By coincidence, syzkaller found a bug which manifests with exactly the same panic. I posted a patch for it here: https://reviews.freebsd.org/D27266 I'm not sure if this is what you're hitting, but it seems plausible if you have a lot of CPU load on the system.
Seb, I've built TrueNAS 12.0-RELEASE kernel with the Mark's patch: https://people.freebsd.org/~mav/kernel.tgz You may create boot environment just in case, unpack the archive into /boot and reboot. Let us know whether it help.
Hi folks, Truly appreciate all the help. I'm afraid how to get this Kernel running on my current TrueNAS system is a little beyong my current knowledge. Can you point me towards some more details steps?
1) In WebUI go to System -> Boot to create new boot environment in case something go wrong. 2) Copy the kernel.tgz archive somewhere on the NAS. 3) Get to command prompt via SSH or Shell menu on WebUI. 4) `cd /boot` 5) `mv kernel kernel.prev` 6) `tar -xzvf /path/to/the/uploaded/kernel.tgz` 7) Reboot the NAS and see what happen. If something go wrong, select the created boot environment in the boot menu.
Thank you! OK. It booted and it's up using the patched Kernel. Will need to give it a bit of time now. The longest I've seen between panics is about 48 hours, so I'll report back in a few days.
Coming up on 36 hours without a panic now. I will give it another few days to be sure but I'm confident this one is fixed. Thanks to all.

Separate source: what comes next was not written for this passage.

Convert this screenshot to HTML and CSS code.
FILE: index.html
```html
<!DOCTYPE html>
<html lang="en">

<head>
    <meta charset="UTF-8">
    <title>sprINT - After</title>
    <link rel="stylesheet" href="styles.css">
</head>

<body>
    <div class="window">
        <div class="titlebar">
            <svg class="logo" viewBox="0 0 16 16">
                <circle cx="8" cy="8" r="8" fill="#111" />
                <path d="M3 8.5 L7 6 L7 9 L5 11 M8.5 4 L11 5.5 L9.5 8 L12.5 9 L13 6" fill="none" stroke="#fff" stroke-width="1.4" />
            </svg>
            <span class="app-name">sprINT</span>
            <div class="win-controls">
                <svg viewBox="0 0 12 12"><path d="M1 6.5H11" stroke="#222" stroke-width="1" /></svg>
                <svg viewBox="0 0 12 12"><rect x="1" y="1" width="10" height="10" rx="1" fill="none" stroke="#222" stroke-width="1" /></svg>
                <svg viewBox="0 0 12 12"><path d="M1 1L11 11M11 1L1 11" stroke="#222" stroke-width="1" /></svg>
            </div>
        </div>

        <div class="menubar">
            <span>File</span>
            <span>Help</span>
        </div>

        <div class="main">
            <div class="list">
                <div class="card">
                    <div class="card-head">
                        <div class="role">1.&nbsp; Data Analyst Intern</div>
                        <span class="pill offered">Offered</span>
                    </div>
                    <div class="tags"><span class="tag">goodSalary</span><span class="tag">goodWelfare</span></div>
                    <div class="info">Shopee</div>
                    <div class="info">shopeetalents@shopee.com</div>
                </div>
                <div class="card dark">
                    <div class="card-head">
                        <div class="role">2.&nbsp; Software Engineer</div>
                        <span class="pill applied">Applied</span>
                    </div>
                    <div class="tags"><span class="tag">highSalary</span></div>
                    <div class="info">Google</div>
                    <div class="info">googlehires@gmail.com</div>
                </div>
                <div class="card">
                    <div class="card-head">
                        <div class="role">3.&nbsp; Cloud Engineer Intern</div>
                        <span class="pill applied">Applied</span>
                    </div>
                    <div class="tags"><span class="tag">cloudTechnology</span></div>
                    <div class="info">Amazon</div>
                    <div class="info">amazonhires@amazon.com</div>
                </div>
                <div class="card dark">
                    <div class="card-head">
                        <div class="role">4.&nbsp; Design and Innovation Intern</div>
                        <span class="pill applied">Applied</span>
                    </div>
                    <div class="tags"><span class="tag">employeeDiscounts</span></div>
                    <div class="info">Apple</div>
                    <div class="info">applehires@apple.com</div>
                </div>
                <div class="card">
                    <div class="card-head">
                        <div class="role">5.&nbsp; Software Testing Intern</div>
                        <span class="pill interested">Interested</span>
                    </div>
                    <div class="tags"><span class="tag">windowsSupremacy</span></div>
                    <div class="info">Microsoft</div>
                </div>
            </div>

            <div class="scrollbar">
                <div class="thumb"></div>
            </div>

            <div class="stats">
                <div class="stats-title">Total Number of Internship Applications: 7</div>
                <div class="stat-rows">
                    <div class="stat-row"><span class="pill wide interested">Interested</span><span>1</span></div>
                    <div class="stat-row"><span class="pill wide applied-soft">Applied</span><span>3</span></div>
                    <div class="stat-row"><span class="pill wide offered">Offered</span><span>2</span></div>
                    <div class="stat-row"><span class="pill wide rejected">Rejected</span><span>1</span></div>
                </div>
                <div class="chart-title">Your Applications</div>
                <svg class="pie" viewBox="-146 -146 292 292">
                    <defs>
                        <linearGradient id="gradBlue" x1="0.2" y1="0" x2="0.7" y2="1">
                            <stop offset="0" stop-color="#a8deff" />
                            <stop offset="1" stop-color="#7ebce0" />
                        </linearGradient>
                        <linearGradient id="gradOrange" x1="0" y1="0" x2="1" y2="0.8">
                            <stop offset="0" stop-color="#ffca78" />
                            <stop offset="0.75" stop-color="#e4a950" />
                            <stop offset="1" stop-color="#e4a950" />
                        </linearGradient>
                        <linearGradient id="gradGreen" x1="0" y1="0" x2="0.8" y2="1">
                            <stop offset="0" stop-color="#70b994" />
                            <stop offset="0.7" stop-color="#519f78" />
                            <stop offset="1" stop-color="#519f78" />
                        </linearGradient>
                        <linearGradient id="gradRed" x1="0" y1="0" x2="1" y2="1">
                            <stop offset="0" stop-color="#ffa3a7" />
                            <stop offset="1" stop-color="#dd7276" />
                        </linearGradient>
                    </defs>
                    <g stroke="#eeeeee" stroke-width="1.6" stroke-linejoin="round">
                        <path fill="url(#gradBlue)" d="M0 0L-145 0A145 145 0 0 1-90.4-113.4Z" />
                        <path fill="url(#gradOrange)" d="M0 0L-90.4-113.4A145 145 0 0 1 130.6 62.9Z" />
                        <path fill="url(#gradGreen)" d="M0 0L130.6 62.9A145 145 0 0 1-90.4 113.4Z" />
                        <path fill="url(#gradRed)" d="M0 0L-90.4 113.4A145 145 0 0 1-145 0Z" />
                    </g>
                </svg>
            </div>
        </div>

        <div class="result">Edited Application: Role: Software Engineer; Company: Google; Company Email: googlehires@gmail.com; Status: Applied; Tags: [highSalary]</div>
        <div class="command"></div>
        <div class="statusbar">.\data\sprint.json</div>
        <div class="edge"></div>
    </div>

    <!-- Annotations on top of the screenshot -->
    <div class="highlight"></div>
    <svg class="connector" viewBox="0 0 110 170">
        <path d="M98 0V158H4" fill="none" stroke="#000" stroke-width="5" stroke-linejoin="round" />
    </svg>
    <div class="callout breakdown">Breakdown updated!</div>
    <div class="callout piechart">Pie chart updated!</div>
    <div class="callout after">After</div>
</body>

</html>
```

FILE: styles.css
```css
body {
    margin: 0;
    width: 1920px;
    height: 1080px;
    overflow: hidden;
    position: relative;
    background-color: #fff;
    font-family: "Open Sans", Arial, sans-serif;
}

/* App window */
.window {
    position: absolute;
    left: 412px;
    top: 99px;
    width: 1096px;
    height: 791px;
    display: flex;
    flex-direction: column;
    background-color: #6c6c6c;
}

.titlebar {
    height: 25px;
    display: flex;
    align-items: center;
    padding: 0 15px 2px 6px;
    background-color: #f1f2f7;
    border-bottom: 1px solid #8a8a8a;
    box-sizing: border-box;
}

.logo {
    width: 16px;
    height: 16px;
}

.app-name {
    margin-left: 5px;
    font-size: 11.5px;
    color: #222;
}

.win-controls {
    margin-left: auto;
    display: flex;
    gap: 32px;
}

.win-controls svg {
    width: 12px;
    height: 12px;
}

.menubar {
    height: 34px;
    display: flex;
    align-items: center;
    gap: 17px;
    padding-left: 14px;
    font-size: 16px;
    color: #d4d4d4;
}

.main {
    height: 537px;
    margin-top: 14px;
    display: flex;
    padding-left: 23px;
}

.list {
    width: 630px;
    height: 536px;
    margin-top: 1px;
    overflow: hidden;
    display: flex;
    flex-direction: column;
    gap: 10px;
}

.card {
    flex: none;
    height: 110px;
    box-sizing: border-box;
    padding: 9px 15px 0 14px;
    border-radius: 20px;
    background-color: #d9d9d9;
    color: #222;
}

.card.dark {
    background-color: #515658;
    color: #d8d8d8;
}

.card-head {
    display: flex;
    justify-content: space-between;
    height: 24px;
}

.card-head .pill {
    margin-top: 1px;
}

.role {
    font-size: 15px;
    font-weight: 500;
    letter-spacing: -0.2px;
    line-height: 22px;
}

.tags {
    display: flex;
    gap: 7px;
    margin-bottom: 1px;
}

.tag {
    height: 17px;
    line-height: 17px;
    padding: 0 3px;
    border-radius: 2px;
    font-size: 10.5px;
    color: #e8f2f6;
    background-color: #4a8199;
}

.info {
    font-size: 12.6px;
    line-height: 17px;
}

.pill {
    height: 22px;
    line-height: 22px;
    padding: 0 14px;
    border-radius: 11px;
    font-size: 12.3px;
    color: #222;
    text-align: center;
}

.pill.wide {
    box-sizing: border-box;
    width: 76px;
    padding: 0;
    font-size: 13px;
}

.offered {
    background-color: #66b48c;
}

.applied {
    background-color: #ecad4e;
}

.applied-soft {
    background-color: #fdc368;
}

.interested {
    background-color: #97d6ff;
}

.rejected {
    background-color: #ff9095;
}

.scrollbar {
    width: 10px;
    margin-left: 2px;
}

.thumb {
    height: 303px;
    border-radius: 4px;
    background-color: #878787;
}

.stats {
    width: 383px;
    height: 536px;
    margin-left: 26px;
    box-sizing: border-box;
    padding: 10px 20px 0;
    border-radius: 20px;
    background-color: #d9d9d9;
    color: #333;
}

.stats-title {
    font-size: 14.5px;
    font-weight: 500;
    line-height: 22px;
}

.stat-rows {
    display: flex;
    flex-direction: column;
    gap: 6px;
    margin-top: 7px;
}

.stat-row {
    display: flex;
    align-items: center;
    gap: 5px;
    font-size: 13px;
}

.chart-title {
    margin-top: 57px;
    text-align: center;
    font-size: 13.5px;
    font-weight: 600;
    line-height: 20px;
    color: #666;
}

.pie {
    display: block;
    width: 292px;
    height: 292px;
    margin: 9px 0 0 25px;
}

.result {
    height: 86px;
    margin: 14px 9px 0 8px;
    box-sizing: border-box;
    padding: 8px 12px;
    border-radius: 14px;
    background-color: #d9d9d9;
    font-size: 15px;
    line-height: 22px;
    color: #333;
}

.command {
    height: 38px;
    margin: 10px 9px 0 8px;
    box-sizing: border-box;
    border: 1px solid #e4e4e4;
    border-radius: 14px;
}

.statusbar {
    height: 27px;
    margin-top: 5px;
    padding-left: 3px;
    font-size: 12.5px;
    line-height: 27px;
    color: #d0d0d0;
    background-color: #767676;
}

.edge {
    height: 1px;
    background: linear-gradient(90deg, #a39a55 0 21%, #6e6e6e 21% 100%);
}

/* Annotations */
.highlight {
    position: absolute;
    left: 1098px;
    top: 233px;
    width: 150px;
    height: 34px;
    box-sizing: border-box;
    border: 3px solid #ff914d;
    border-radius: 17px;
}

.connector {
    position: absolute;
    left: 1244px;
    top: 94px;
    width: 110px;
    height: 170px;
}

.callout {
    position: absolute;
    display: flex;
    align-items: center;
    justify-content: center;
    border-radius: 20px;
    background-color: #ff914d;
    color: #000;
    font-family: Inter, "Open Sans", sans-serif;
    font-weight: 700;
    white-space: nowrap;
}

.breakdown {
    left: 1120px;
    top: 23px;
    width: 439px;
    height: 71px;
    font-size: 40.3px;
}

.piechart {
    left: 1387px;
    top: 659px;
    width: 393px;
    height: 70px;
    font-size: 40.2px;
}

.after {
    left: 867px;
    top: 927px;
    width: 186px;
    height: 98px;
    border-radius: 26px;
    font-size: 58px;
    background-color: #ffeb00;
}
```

I have no idea why my particular instance was so badly affectedby this bug, it is not a high-load system. The only thing 'unusual' about it is that it acts as a network video recorder for my camera system so it has a reasonable level of constant network and disk IO.
Sorry - meant to say 72 hours...
Thank you for the update. The patch is committed to FreeBSD head and I've merged it into upcoming TrueNAS 12.0-U1. Let us know how will it go further.
I merged the change to stable/12. I think we'll issue an EN for this as well. Please re-open if you have a reason to suspect that the problem still exists.